Therefore, the main objectives of this study were:

• To prepare an estimate of the flood hydrograph for the 2-, 5-, 10-, 25-, 50-, 100- and 500-year, 24 h storm for Petra catchment area.
• To develop a hydrological map of current flood risk, potential impacts of flash floods and floodplain zone maps.
• To delineate the inundation areas at different degrees of flood hazards.

2. Materials and Methods

Study Area

The research area is located in the south of Jordan, some 200 km south of the capital Amman and 130 km north of the Gulf of Aqaba, where the area is including the cities of Wadi Musa and Petra (Figure 1). Nestled in the Sherah Mountains, these cities offer breathtaking views of Wadi Araba in the Jordan Rift Valley. Petra, an awe-inspiring ancient city partially camouflaged in the windy southern Jordanian landscape, is the region’s centerpiece. It is considered one of the New Seven Wonders of the World and an invaluable UNESCO Heritage Site, giving the region its prominence. The Nabataeans, who were skilled in hydraulic engineering, the manufacturing of iron and the refinement of copper, built the magnificent sandstone city in the third century BC. They used the soft stone cliffs to carve out palaces, temples, tombs, storerooms and stables. The Nabataeans benefited financially from the taxes collected from caravans travelling through their country since Petra served as an important hub for trade between Damascus and Arabia. Petra, known for its beauty and tranquility, is known as the “rose rock city” due to its red-hued sandstone structures. There are 39,400 people living in Wadi Musa and Petra cities, which are both located in the Petra District of the Ma’an governorate [18]. This area is well known for its abundance of dining establishments and lodging options, and it also acts as the main entry point to the Ancient City of Petra. The study region also includes the Al-Hussein Bin Talal University campus of the College of Archaeology, Tourism, and Hotel Management, which contributes significantly to the Jordanian economy by creating billions of dollars in income and thousands of jobs each year.

3. Climate

The study area is situated in a region with a Mediterranean climate, characterized by aridity, cold winter precipitation and extremely hot, dry summers. Rainfall amounts are influenced by elevation above sea level and distance from the main mountain range.
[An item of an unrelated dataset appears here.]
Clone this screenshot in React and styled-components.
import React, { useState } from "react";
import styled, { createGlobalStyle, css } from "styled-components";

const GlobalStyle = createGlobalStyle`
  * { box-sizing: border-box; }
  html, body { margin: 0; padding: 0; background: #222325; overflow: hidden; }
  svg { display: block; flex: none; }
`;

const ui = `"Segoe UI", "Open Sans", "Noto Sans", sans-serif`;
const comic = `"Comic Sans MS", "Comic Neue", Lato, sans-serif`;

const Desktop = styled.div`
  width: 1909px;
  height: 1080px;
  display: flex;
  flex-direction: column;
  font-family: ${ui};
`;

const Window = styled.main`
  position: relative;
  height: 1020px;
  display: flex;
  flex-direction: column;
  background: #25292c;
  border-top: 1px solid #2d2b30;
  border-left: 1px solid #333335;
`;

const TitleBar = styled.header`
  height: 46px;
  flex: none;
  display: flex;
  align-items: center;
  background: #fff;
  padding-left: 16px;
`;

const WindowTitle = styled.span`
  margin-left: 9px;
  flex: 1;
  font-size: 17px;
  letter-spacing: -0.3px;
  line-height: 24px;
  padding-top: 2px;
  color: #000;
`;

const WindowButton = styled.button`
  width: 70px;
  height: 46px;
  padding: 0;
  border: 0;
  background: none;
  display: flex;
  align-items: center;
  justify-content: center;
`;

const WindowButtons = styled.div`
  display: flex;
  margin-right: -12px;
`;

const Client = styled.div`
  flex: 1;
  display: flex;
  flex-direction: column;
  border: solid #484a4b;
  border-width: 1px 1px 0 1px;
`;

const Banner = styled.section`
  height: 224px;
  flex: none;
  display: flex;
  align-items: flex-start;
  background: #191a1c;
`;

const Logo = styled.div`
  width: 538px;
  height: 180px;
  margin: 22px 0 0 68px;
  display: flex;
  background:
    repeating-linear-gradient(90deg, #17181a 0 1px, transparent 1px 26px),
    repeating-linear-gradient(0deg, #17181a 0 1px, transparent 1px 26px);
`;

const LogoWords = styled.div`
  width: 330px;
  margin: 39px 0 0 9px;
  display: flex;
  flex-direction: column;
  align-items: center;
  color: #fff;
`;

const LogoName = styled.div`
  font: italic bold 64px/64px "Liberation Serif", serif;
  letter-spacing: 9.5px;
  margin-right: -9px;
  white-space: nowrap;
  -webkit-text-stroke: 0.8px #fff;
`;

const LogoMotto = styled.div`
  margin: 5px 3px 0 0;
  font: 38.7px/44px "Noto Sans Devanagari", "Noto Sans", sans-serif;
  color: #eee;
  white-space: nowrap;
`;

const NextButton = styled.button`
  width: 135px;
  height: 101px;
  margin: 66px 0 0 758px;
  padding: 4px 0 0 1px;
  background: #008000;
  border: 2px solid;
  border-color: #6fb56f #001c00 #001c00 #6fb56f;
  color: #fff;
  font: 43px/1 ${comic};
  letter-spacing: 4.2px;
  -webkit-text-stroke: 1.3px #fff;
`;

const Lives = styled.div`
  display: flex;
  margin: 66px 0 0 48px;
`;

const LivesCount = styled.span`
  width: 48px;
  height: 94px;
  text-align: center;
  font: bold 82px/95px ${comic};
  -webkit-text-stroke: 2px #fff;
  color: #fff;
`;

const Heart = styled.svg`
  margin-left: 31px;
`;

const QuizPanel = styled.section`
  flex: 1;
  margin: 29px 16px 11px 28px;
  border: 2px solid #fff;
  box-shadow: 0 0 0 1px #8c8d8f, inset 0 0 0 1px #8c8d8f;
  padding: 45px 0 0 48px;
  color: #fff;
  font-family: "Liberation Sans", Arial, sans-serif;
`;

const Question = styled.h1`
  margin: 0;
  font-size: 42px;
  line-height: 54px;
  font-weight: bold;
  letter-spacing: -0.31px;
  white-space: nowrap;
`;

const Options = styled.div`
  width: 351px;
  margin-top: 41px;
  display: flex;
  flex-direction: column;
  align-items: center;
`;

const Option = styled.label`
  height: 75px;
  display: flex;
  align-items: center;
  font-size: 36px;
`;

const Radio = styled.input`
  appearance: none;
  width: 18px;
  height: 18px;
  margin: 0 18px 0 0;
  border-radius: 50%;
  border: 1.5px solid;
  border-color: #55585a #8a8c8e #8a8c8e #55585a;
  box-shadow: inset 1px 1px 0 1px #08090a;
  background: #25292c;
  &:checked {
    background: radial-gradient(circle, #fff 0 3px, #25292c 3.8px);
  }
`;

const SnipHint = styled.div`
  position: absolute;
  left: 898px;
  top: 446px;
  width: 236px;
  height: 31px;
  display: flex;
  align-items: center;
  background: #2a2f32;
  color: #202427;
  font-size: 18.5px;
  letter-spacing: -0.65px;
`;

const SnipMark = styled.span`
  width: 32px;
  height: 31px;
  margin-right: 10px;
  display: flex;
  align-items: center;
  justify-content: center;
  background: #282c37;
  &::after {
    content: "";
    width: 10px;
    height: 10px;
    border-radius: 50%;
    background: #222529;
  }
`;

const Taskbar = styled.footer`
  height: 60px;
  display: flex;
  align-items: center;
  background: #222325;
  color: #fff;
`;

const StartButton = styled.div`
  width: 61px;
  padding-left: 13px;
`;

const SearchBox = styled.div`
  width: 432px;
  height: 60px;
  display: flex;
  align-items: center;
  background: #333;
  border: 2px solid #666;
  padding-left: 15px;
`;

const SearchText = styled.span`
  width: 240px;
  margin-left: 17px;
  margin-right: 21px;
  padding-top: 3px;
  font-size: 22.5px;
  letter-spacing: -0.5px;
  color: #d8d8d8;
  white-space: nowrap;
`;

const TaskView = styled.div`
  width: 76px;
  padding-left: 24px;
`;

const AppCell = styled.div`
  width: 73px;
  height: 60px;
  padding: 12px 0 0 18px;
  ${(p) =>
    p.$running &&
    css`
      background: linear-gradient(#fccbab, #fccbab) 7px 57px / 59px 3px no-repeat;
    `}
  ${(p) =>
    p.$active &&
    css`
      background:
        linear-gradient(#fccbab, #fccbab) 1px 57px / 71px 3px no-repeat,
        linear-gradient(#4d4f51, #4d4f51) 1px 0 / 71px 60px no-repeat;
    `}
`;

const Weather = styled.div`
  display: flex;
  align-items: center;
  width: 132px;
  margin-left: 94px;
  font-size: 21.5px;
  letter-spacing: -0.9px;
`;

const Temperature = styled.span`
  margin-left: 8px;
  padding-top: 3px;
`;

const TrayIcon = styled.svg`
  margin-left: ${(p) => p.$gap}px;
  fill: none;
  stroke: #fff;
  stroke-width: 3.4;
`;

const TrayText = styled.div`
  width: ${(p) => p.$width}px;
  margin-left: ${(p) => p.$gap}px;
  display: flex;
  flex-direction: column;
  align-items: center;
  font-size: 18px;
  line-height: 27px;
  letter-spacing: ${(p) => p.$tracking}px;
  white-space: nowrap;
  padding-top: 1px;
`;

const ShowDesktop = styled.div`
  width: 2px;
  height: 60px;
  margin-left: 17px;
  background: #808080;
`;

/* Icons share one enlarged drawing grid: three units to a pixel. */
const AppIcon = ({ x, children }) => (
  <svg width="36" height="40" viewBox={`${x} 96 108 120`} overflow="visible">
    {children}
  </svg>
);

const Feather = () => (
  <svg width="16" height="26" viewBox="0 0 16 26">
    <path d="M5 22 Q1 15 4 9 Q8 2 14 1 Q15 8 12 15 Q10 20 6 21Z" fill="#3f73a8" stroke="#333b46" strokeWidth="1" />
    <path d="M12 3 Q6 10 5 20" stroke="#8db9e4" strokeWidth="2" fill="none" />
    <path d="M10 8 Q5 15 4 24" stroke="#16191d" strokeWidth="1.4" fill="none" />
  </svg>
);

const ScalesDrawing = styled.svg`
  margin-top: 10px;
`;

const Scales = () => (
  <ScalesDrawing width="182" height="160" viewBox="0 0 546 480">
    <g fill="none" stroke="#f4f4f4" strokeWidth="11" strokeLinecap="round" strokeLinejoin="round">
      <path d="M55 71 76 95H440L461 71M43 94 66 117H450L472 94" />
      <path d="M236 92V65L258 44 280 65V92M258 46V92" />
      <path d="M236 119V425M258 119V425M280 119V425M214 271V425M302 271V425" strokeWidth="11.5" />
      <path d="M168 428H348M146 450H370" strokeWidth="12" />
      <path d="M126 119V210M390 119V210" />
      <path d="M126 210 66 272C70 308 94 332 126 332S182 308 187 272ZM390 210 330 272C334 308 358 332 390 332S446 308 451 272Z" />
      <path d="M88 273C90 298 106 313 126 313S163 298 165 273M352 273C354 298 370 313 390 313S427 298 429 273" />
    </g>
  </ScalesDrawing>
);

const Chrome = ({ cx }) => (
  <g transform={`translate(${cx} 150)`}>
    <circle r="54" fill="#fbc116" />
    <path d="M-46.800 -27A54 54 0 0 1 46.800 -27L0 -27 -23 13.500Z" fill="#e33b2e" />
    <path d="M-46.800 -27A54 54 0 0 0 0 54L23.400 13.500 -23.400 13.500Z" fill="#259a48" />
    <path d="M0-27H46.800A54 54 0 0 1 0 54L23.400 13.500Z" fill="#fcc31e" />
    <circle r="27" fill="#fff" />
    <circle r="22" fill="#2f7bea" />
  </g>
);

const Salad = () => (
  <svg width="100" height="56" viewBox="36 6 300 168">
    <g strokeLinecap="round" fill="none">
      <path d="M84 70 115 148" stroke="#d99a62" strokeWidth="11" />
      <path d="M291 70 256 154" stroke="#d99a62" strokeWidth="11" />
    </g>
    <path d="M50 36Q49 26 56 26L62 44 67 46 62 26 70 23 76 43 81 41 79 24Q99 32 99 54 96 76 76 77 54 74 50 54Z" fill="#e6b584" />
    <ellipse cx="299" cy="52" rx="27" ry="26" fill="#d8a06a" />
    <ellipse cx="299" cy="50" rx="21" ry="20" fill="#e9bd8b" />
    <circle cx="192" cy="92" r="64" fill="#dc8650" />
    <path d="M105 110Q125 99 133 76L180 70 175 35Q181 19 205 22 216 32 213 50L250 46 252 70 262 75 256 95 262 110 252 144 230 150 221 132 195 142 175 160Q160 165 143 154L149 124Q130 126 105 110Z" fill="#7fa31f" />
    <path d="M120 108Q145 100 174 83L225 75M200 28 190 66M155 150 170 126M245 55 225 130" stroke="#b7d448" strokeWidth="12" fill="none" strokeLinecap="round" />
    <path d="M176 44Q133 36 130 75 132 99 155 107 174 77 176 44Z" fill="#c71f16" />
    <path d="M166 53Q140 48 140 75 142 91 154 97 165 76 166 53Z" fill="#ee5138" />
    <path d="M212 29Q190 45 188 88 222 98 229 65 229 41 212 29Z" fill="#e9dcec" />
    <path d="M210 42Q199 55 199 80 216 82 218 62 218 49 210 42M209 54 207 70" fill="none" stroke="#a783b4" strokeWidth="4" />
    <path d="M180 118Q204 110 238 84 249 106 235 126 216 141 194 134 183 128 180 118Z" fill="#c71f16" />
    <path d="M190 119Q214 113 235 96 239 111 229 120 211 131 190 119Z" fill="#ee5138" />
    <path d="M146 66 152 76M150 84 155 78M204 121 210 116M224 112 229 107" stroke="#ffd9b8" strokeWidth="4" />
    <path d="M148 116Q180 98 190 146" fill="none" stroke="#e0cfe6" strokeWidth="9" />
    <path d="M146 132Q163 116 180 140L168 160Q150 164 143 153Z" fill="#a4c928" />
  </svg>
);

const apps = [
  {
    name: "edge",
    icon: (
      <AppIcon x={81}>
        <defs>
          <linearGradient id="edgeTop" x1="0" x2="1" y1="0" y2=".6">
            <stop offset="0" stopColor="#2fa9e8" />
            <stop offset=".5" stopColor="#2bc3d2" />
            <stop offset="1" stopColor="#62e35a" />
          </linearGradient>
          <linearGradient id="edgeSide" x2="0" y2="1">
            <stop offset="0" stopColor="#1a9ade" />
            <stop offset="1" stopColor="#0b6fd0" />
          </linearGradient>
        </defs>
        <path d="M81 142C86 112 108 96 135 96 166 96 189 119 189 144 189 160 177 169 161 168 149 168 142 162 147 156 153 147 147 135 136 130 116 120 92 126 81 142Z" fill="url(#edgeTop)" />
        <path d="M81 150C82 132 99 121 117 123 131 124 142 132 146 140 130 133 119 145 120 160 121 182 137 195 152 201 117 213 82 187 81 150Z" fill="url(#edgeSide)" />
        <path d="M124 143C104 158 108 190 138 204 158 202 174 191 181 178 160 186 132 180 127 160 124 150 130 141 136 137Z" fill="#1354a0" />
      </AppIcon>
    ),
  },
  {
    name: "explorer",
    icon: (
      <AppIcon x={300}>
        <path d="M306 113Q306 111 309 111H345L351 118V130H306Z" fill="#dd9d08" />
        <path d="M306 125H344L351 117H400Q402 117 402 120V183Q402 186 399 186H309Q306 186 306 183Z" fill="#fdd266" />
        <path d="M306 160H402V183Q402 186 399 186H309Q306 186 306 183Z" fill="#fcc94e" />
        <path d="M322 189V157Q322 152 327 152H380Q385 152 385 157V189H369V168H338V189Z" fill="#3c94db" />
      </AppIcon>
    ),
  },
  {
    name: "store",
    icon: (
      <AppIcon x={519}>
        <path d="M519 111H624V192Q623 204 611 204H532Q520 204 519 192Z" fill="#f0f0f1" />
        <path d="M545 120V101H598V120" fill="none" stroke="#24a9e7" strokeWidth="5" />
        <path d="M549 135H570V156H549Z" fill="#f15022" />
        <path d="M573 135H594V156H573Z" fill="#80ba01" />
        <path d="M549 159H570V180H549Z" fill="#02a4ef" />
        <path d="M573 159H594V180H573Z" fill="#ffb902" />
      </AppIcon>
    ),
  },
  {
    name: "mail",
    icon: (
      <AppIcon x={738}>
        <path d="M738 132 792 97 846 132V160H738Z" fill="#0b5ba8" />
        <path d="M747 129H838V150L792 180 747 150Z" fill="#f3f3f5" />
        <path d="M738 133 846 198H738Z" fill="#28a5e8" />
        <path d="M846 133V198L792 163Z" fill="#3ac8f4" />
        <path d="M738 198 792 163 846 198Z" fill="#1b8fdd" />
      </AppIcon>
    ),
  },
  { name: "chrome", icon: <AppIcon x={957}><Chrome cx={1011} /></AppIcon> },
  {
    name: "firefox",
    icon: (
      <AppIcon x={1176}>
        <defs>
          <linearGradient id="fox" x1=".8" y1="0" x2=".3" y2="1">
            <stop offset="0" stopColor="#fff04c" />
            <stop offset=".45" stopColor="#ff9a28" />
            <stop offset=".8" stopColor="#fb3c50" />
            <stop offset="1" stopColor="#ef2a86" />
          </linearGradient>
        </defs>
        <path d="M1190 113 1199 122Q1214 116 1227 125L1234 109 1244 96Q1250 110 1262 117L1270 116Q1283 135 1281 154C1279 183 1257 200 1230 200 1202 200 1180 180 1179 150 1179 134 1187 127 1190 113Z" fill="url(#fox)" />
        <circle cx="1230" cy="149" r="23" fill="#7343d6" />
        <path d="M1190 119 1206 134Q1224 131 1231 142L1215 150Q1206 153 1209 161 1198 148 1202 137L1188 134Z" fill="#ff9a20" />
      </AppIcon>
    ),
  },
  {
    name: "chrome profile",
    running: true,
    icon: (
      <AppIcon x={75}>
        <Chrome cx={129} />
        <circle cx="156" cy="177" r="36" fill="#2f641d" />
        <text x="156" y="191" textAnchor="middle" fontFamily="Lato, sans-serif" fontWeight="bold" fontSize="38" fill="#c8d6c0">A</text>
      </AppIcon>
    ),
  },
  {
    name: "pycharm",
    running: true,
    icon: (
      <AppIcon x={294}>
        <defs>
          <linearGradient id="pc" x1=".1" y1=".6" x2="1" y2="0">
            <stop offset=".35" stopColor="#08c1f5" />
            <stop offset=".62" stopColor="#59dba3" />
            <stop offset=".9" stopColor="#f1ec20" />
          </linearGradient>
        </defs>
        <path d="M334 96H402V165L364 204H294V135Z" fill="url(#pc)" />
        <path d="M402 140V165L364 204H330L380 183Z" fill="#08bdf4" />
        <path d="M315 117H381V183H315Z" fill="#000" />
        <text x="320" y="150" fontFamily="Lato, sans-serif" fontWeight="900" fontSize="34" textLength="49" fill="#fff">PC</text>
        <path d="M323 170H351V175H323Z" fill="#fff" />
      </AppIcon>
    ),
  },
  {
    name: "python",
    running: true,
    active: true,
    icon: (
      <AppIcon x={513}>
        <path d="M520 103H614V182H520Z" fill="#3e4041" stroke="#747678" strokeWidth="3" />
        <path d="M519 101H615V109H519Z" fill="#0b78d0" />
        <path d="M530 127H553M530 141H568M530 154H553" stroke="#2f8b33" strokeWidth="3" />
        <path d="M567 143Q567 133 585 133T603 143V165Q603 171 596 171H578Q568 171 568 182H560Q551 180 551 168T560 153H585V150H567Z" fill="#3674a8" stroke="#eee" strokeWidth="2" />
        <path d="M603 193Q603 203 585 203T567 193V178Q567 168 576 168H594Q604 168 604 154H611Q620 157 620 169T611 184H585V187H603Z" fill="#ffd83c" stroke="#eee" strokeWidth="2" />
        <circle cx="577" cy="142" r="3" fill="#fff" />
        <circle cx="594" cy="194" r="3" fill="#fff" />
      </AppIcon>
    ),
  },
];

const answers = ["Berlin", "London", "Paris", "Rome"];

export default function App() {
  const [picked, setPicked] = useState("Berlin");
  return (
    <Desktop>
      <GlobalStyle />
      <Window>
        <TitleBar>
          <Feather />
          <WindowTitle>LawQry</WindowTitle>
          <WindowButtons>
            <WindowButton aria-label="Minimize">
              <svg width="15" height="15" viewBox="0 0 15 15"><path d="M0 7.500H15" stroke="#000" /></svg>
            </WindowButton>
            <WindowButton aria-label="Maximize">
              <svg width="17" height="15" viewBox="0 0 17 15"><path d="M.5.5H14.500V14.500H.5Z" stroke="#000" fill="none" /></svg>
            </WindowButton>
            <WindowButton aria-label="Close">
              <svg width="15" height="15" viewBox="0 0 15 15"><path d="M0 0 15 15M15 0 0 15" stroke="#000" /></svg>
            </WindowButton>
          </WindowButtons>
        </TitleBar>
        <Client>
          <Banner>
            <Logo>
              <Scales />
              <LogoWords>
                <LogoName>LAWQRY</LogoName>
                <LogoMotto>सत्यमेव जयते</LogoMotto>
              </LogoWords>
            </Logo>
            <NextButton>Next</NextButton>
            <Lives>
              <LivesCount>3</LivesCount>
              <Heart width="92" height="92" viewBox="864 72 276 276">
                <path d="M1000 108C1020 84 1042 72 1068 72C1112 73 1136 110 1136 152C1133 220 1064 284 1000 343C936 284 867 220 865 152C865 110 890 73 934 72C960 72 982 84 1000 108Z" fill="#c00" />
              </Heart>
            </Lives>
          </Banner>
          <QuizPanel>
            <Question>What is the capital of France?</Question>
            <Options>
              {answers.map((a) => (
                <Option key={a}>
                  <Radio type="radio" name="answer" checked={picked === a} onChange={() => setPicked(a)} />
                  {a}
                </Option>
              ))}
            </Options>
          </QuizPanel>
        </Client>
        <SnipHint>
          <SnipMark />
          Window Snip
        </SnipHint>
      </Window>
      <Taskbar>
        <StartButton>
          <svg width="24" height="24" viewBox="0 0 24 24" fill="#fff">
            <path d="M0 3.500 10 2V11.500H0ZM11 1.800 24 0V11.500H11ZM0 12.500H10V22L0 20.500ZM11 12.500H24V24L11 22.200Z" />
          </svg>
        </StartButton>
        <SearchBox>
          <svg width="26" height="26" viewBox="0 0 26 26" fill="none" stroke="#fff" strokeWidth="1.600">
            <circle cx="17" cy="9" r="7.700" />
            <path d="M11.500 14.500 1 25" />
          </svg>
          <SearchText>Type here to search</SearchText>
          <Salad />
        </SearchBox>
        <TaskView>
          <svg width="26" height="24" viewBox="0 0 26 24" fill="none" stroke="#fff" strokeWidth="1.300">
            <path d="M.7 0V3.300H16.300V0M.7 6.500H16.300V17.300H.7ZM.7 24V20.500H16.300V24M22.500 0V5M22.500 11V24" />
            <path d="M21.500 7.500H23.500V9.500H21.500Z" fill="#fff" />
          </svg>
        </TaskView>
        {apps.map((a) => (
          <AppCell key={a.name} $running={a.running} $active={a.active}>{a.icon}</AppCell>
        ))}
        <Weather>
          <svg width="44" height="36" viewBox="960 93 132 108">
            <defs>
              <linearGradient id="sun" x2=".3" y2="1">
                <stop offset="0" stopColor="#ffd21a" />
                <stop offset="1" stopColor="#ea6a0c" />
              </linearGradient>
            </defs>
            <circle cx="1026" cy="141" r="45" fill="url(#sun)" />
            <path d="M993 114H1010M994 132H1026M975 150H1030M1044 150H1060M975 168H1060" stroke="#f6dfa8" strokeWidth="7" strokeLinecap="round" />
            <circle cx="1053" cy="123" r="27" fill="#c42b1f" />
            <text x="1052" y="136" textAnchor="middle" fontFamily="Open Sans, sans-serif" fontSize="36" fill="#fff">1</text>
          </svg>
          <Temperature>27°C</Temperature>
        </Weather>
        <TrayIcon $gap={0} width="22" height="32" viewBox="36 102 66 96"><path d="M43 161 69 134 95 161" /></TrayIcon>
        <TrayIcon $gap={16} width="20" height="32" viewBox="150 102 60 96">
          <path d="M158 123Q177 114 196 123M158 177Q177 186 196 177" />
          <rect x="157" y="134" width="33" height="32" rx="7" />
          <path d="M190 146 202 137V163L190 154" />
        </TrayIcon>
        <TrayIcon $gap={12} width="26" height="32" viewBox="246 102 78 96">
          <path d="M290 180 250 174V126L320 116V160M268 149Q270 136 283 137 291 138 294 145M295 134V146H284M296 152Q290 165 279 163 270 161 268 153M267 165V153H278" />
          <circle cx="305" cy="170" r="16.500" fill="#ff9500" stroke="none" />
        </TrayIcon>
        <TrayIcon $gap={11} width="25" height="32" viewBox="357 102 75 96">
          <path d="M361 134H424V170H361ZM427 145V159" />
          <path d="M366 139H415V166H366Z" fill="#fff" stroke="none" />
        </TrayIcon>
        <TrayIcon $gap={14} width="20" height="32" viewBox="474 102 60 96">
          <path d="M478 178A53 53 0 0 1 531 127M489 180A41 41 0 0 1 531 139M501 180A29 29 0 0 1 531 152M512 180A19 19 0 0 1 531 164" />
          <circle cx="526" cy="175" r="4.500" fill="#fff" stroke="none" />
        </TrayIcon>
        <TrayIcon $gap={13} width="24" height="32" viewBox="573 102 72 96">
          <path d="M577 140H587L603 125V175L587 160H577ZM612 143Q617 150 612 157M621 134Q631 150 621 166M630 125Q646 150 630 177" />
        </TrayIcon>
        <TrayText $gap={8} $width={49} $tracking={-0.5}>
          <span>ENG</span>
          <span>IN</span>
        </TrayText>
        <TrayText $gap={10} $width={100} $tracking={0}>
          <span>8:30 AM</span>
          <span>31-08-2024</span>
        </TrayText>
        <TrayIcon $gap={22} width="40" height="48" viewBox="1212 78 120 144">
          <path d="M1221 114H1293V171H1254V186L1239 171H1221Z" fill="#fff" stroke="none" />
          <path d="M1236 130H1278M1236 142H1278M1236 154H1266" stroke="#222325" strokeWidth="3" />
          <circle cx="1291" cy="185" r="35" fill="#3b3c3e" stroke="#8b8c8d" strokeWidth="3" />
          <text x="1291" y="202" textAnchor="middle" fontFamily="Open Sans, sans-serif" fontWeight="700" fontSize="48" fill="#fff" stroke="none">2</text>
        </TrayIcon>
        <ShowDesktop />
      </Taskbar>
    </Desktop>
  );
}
Most of the rainfall, which is predominantly orographic in origin, occurs between November and April.

Table 2. Long-term rainfall data for the Wadi Musa Station [19].

Parameter	Jan	Feb	Mar	Apr	May	Jun	Jul	Aug	Sept	Oct	Nov	Dec	Yearly
Maximum Rainfall Amount in 24 h (mm)	69	35	65	32	7.5	0	0	0	0	32	23	51	69
Mean No. of Rainy Days (Rainfall ≥ 0.1 mm)	4.4	4.7	3.8	1.1	0.3	0	0	0	0	0.6	1.8	3.7	20.4
Mean No. of Days with Precipitation ≥ 1.0 mm	4.5	4.9	3.8	1.1	0.2	0	0	0	0.1	0.9	2	3.8	21.3
Mean No. of Days With Rainfall ≥ 10.0 mm	1.7	1.5	1.1	0.4	0	0	0	0	0	0.3	0.4	1.3	6.7
Mean No. of Snowy Days	0.9	0.7	0	0	0	0	0	0	0	0	0	0	1.6

presents the long-term rainfall parameters for the Wadi Musa Station. Historical data of the Wadi Musa watershed show that the long-term average rainfall is approximately 171 mm. Orographic rainfall prevails in the highland part of the study area. The heaviest 24 h rainfall is typically recorded between December and March, with no significant rainfall expected in October and May. On average, there are 35 rainy days per year, which can reach or exceed 60 days in particularly wet years.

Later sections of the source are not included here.